Un’ultima constatazione, però, occorre farla su due questioni: una di genere e l’altra culturale. In questo articolo sempre a cura di Sport Thinking emerge chiaro il gender gap esistente tra uomini e donne in ambito sportivo, sia rispetto alle retribuzioni che al valore delle partnership siglate da un’atleta donna. Non basta un trionfo di follower e di interazioni per superare tutti quegli ostacoli e freni che ci mettono nella condizione di constatare quanta strada ci sia ancora da percorrere anche nell’abito dell’hate speech, pessimo fenomeno che dal campo vede la sua eco nel mondo digitale, dove spesso la possibilità di utilizzare liberamente i nuovi media viene malamente confusa con un’eccessiva libertà di credere di poter fare e dire quello che si vuole, restando impuniti.

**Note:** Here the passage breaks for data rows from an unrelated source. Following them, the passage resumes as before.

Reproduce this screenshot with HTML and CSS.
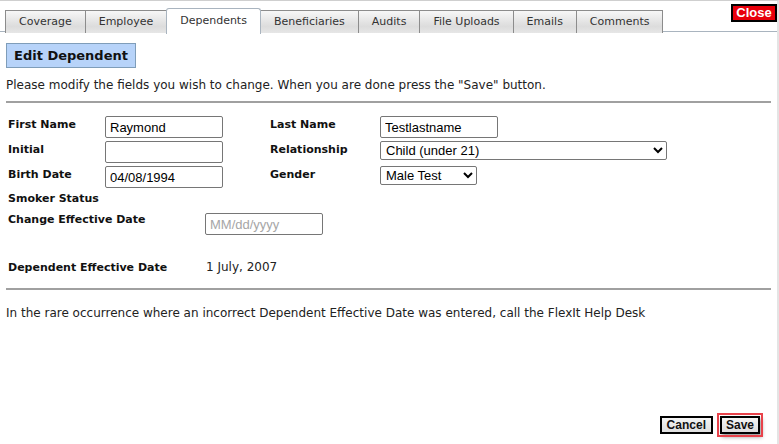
FILE: index.html
```html
<!DOCTYPE html>
<html>
<head>
<meta charset="utf-8">
<link rel="stylesheet" href="styles.css">
</head>
<body>
<div class="frame">
  <div class="topbar">
    <ul class="tabs">
      <li class="tab">Coverage</li>
      <li class="tab">Employee</li>
      <li class="tab active">Dependents</li>
      <li class="tab">Beneficiaries</li>
      <li class="tab">Audits</li>
      <li class="tab">File Uploads</li>
      <li class="tab">Emails</li>
      <li class="tab">Comments</li>
    </ul>
    <button class="close">Close</button>
  </div>
  <div class="content">
    <div class="title">Edit Dependent</div>
    <p class="intro">Please modify the fields you wish to change. When you are done press the "Save" button.</p>
    <div class="form">
      <div class="label">First Name</div>
      <div class="field"><input class="txt" type="text" value="Raymond"></div>
      <div class="label">Last Name</div>
      <div class="field"><input class="txt" type="text" value="Testlastname"></div>

      <div class="label">Initial</div>
      <div class="field"><input class="txt" type="text" value=""></div>
      <div class="label">Relationship</div>
      <div class="field"><select class="sel wide"><option>Child (under 21)</option></select></div>

      <div class="label">Birth Date</div>
      <div class="field"><input class="txt" type="text" value="04/08/1994"></div>
      <div class="label">Gender</div>
      <div class="field"><select class="sel narrow"><option>Male Test</option></select></div>
    </div>
    <div class="form2">
      <div class="label">Smoker Status</div>
      <div></div>
      <div class="label change">Change Effective Date</div>
      <div class="field"><input class="txt" type="text" placeholder="MM/dd/yyyy"></div>
      <div class="label gap">Dependent Effective Date</div>
      <div class="value gap">1 July, 2007</div>
    </div>
    <p class="note">In the rare occurrence where an incorrect Dependent Effective Date was entered, call the FlexIt Help Desk</p>
    <div class="actions">
      <button class="btn">Cancel</button>
      <button class="btn save">Save</button>
    </div>
  </div>
</div>
</body>
</html>
```

FILE: styles.css
```css
html, body {
  margin: 0;
  padding: 0;
  background: #fff;
}
body {
  font-family: "DejaVu Sans", Verdana, sans-serif;
  font-size: 12px;
  color: #222;
}
.frame {
  width: 779px;
  height: 444px;
  border-top: 1px solid #cfcfcf;
  border-right: 2px solid #e4e4e4;
  box-sizing: border-box;
  position: relative;
  overflow: hidden;
}
.topbar {
  display: flex;
  align-items: flex-start;
  justify-content: space-between;
  border-bottom: 1px solid #a9b4bf;
  height: 30px;
}
.tabs {
  list-style: none;
  margin: 0;
  padding: 7px 0 0 5px;
  display: flex;
  align-items: flex-end;
}
.tab {
  height: 22px;
  line-height: 22px;
  padding: 0 13px;
  border: 1px solid #8c8c8c;
  border-bottom: none;
  margin-right: -1px;
  background: linear-gradient(#f7f7f7, #dcdcdc 70%, #e6e6e6);
  color: #333;
  font-size: 11px;
  white-space: nowrap;
}
.tab.active {
  height: 25px;
  line-height: 24px;
  background: #fff;
  border-color: #a9b4bf;
  border-radius: 3px 3px 0 0;
  margin-bottom: -1px;
  position: relative;
  z-index: 1;
}
.close {
  margin: 3px 0 0 0;
  height: 18px;
  width: 46px;
  padding: 0;
  background: #e8000b;
  border: 2px solid #000;
  color: #fff;
  font-family: "Liberation Sans", Arial, sans-serif;
  font-weight: bold;
  font-size: 13px;
  line-height: 14px;
}
.content {
  padding: 0 6px;
}
.title {
  display: inline-block;
  margin-top: 11px;
  height: 23px;
  line-height: 23px;
  padding: 0 7px;
  background: #b7d3f9;
  border: 1px solid #7f9db9;
  font-weight: bold;
  font-size: 13px;
  color: #111;
}
.intro {
  margin: 9px 0 0 0;
  line-height: 16px;
  padding-bottom: 8px;
  border-bottom: 2px solid #a0a0a0;
}
.form {
  display: grid;
  grid-template-columns: 97px 165px 110px 1fr;
  grid-auto-rows: 25px;
  margin-top: 13px;
  padding-left: 2px;
}
.form2 {
  display: grid;
  grid-template-columns: 197px 1fr;
  grid-template-rows: 21px 37px 24px;
  padding-left: 2px;
  margin-top: 1px;
}
.label {
  font-weight: bold;
  font-size: 11px;
  color: #111;
  padding-top: 2px;
}
.form2 .label, .form2 .value { padding-top: 0; }
.value {
  font-size: 12px;
  padding-left: 1px;
}
.gap { align-self: end; }
.txt {
  box-sizing: border-box;
  width: 118px;
  height: 22px;
  border: 1px solid #767676;
  border-radius: 2px;
  padding: 1px 4px;
  font-family: "Liberation Sans", Arial, sans-serif;
  font-size: 13px;
  color: #000;
  margin: 0;
}
.txt::placeholder { color: #a6a6a6; }
.sel {
  box-sizing: border-box;
  height: 19px;
  border: 1px solid #767676;
  border-radius: 2px;
  font-family: "Liberation Sans", Arial, sans-serif;
  font-size: 13px;
  color: #000;
  background: #fff;
  padding: 0 1px;
  margin: 0;
}
.sel.wide { width: 287px; }
.sel.narrow { width: 97px; }
.note {
  margin: 14px 0 0 0;
  padding-top: 15px;
  border-top: 2px solid #a0a0a0;
  line-height: 16px;
}
.actions {
  position: absolute;
  right: 17px;
  bottom: 10px;
  display: flex;
  align-items: center;
  gap: 7px;
}
.btn {
  height: 18px;
  padding: 0 5px;
  background: linear-gradient(#f4f4f4, #dedede);
  border: 2px solid #000;
  font-family: "Liberation Sans", Arial, sans-serif;
  font-weight: bold;
  font-size: 12px;
  line-height: 14px;
  color: #111;
}
.btn.save {
  padding: 0 4px;
  outline: 2px solid #e8424a;
  outline-offset: 1px;
  box-shadow: 2px 3px 4px rgba(0,0,0,0.4);
}
```
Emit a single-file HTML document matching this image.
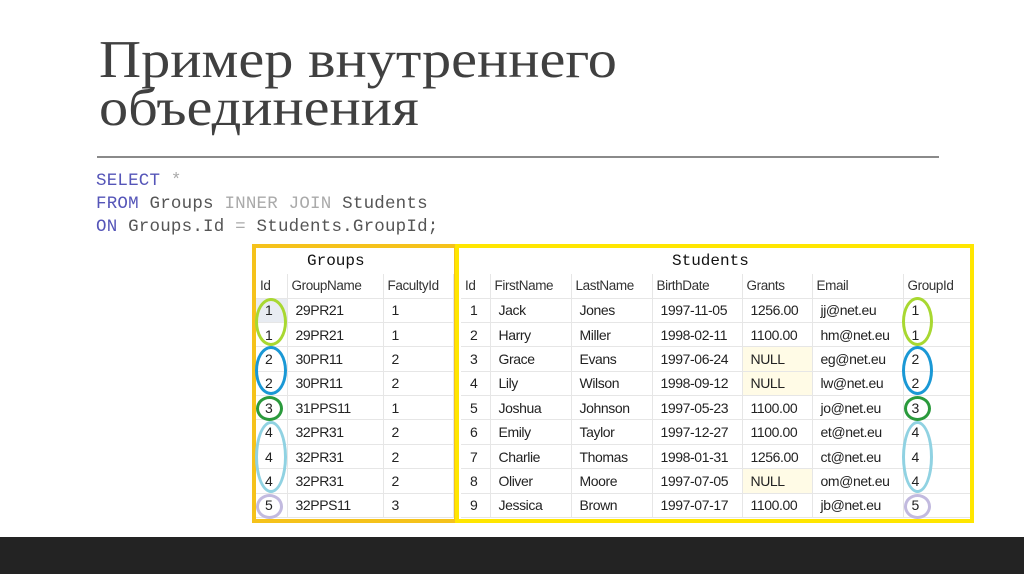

In conclusione, quindi, il mondo è bello perché è vario. Anche quello dello sport raccontato su Instagram. Le differenze di contenuto, percezione e attività sono su larga scala influenzate da fattori demografici e culturali, ma anche dalle nuove regole del gioco che vedono gli utenti più attenti e più desiderosi di fruire contenuti stimolanti sul piano sì professionale, ma anche umano. In molti casi, infatti, più aumentano i follower o i contenuti sponsorizzati, più cala l’interesse e l’interazione della community, vero carburante della comunicazione social e unico metro di giudizio per constatare quanto ciò che è condiviso risulti effettivamente interessante. Fattore, questo, non più marginale e che stimola sempre di più gli atleti – e i creator in generale – a mantenere attivo, dinamico, costante e vincente un rapporto uno a molti che lasci un segno indelebile e non solo una serie di pixel fuggevoli.